Records with interface code:
--------------------

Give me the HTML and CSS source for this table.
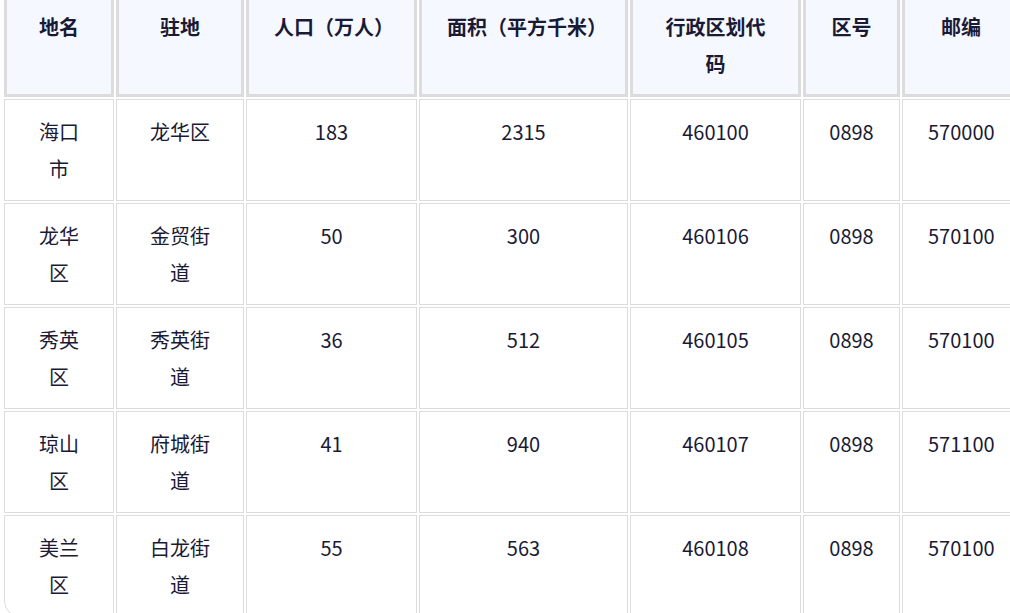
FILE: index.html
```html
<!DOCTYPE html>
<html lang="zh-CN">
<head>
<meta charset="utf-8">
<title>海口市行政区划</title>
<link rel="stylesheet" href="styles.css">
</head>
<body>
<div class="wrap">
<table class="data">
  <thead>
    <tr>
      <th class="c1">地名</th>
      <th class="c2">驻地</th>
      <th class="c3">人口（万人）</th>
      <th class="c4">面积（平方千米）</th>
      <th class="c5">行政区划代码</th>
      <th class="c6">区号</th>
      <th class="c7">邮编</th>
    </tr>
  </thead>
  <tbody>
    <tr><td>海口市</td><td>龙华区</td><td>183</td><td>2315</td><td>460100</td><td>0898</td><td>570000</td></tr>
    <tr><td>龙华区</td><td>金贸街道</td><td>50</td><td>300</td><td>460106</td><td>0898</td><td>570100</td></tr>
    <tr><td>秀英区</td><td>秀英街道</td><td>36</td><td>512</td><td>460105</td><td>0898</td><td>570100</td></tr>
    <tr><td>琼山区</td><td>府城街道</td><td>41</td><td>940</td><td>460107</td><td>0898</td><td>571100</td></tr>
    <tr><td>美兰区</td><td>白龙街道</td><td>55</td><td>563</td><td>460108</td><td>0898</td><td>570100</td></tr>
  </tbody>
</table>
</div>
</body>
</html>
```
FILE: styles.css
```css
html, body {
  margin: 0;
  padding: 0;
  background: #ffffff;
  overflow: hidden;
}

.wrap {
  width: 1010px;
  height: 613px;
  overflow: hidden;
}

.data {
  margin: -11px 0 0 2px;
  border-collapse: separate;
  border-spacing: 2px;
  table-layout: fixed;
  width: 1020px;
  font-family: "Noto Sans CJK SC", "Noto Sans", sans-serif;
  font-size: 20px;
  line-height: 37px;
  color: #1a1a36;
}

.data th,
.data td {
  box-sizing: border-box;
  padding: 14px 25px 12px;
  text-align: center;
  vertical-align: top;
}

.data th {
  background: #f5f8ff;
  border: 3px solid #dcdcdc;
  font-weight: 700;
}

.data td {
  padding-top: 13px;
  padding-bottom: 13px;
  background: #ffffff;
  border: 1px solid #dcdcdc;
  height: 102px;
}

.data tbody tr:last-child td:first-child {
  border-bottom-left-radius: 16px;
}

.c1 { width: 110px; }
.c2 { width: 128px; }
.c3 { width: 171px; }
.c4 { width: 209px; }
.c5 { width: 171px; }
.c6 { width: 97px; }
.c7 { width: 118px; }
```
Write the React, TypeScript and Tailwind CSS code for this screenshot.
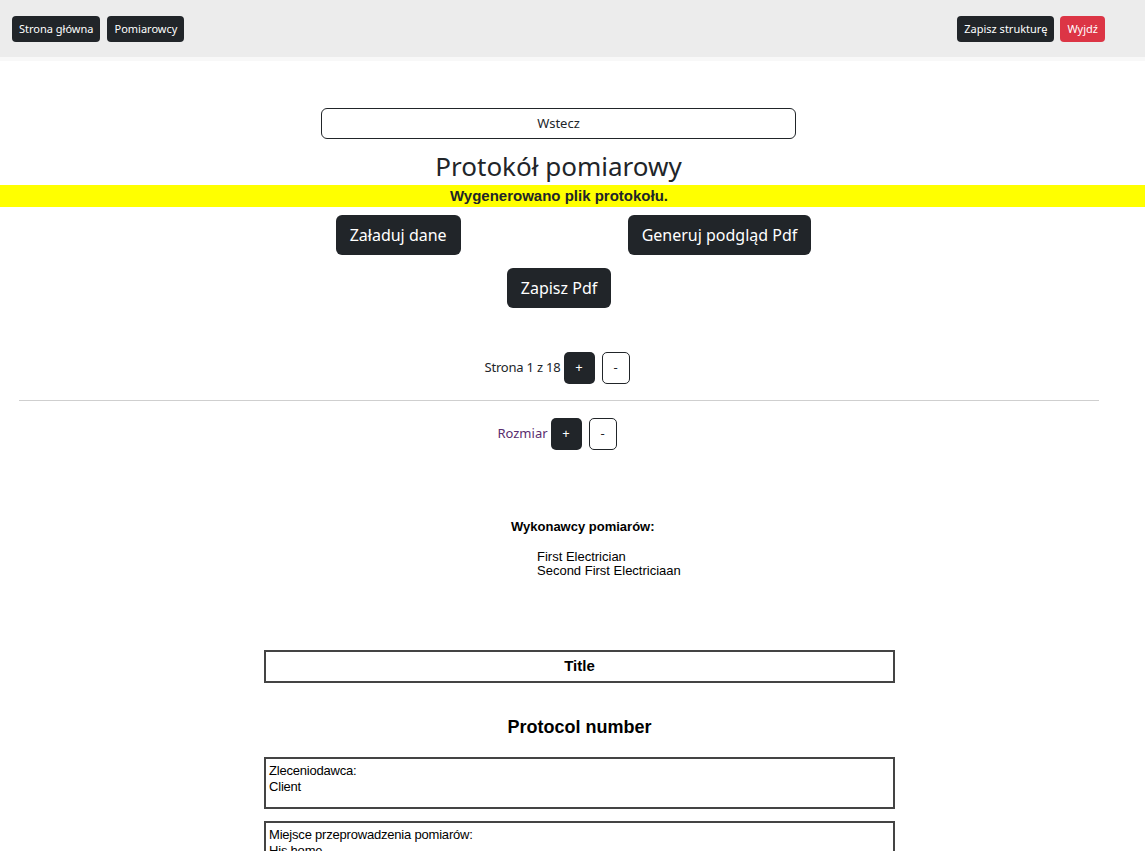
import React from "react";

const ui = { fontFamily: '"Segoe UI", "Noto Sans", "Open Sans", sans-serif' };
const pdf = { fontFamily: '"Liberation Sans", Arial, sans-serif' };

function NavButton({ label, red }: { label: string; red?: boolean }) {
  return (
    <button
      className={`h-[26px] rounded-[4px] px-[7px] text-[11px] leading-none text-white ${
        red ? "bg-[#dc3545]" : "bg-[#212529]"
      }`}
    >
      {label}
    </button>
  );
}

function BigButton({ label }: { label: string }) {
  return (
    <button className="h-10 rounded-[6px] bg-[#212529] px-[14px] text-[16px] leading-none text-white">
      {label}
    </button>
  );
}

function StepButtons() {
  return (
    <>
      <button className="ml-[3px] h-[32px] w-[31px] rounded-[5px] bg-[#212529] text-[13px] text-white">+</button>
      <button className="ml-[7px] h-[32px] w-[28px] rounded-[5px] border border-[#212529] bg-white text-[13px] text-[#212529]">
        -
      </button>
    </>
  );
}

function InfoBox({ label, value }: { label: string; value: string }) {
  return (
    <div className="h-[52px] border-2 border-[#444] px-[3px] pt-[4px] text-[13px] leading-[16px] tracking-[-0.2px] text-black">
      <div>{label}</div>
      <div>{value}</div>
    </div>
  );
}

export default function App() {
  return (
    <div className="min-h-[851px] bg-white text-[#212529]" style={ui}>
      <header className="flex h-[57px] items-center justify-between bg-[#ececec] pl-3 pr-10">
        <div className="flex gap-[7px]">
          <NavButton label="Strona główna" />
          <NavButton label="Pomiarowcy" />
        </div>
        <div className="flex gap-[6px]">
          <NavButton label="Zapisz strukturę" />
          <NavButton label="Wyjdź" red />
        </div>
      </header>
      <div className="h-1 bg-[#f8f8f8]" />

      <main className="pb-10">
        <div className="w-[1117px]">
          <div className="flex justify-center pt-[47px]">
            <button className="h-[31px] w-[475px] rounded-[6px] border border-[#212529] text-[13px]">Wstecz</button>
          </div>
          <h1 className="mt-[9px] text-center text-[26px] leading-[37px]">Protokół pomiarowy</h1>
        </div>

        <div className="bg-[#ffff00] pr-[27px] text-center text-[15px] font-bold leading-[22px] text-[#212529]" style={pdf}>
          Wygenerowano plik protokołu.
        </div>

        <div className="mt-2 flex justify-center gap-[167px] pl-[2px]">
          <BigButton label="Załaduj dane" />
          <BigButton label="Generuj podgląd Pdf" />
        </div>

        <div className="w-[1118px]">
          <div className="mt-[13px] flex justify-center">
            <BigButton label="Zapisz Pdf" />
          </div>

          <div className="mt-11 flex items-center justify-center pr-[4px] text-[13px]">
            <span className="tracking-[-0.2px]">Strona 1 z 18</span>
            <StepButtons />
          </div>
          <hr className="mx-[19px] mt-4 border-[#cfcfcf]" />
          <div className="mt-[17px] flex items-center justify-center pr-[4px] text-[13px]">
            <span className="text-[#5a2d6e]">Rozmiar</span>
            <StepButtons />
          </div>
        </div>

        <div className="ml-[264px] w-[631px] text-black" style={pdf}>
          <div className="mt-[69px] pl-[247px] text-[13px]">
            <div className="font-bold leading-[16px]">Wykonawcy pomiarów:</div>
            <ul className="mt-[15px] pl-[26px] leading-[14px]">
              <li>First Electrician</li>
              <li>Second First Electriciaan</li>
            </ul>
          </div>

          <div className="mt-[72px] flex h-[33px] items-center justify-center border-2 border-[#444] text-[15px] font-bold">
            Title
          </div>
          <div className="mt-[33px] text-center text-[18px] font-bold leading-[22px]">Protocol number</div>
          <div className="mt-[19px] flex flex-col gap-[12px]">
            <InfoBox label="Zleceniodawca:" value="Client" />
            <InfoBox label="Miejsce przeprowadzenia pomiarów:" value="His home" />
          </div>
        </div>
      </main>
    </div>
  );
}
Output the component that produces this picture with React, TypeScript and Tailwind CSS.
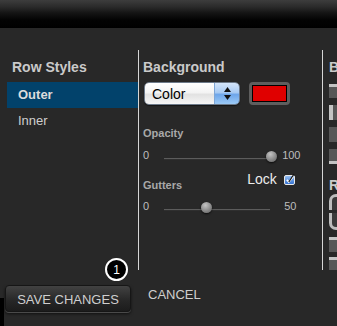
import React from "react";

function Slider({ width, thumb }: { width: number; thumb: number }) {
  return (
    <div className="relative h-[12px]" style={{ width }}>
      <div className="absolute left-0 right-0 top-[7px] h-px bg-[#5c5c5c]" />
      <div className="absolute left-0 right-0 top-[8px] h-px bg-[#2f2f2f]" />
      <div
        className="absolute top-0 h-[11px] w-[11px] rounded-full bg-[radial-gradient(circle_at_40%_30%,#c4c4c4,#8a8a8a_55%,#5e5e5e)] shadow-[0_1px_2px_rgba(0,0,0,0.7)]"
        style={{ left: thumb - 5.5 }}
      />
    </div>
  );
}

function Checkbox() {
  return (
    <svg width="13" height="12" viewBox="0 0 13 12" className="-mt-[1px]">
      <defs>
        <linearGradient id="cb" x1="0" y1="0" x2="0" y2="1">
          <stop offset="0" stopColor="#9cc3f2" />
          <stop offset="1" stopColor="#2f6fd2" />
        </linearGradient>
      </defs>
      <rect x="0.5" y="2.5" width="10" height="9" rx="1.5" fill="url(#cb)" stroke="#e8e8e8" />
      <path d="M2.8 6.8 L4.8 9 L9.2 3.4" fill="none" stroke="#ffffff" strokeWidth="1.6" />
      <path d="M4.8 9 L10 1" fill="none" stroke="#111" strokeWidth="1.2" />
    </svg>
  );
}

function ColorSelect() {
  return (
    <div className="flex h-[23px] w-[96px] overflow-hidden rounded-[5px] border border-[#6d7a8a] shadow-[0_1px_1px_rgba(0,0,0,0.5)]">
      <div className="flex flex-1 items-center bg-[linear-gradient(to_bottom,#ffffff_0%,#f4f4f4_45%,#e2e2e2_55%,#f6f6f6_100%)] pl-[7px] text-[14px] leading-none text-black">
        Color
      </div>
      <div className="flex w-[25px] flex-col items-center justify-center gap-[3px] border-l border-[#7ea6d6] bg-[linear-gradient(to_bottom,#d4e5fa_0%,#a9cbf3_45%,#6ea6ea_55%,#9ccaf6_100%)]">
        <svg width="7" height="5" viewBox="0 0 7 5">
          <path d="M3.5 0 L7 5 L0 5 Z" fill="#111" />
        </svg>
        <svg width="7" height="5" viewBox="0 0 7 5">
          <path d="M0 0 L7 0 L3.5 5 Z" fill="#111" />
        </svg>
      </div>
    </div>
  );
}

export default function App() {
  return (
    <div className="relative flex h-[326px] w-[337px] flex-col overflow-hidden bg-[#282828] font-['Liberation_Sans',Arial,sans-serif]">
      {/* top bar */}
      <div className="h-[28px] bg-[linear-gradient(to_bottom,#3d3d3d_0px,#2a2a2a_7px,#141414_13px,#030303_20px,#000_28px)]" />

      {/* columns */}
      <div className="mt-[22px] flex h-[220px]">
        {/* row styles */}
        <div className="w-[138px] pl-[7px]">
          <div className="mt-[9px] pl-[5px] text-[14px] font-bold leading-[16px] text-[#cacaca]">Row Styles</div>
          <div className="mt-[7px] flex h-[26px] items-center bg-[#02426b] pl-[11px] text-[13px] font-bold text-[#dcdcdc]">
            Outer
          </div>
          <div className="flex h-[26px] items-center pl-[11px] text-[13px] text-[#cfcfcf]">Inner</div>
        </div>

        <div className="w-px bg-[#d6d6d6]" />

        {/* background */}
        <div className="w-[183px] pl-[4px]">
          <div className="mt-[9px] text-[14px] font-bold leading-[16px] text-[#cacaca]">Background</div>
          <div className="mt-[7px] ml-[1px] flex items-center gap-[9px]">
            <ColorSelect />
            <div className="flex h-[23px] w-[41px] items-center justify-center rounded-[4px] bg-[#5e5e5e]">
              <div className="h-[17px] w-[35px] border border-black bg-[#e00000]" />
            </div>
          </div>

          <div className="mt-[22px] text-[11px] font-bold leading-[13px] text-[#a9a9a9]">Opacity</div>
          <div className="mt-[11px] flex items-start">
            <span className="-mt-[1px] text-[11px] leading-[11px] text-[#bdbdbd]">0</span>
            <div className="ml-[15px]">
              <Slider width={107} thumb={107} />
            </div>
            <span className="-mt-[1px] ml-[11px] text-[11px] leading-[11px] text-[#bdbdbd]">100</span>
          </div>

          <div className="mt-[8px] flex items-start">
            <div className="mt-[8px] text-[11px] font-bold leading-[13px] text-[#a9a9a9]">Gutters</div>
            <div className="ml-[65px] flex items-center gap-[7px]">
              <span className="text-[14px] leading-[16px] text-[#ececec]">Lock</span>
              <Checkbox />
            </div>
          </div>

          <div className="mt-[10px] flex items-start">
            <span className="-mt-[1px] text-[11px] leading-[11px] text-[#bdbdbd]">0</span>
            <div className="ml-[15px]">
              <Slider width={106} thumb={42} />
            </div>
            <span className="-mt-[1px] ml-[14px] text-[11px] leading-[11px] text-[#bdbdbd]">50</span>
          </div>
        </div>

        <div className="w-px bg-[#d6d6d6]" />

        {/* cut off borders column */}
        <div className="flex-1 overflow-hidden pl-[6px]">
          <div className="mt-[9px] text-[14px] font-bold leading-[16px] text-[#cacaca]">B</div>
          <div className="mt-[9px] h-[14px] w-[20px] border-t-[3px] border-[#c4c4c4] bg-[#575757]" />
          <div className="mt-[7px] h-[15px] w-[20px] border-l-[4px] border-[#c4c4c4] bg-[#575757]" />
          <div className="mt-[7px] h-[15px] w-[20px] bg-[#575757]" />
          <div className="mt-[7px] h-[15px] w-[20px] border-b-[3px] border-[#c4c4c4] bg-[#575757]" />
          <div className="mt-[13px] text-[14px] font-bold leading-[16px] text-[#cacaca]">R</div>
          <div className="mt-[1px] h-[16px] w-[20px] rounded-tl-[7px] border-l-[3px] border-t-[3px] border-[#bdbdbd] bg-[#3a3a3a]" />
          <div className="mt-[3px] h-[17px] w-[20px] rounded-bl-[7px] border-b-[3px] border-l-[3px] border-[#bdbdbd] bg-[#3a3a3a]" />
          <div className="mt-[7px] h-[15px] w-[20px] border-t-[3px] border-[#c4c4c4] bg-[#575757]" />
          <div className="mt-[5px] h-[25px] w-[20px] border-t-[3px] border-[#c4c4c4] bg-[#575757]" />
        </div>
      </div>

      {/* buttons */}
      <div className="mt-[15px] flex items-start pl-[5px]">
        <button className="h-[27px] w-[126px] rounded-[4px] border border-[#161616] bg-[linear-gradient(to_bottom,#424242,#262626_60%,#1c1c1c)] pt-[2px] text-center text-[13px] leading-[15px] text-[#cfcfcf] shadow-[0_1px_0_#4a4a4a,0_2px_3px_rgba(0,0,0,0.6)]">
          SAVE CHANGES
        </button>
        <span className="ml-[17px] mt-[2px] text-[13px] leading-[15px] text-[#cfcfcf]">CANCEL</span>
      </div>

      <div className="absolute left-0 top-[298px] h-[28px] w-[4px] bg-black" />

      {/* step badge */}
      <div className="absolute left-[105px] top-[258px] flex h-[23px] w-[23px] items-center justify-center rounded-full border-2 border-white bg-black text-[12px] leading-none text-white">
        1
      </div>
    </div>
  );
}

--------------------

**Problem requirements:** Using the records above, copy every line that has the word "Tailwind" in it.

**Correct result:**
Write the React, TypeScript and Tailwind CSS code for this screenshot.
Output the component that produces this picture with React, TypeScript and Tailwind CSS.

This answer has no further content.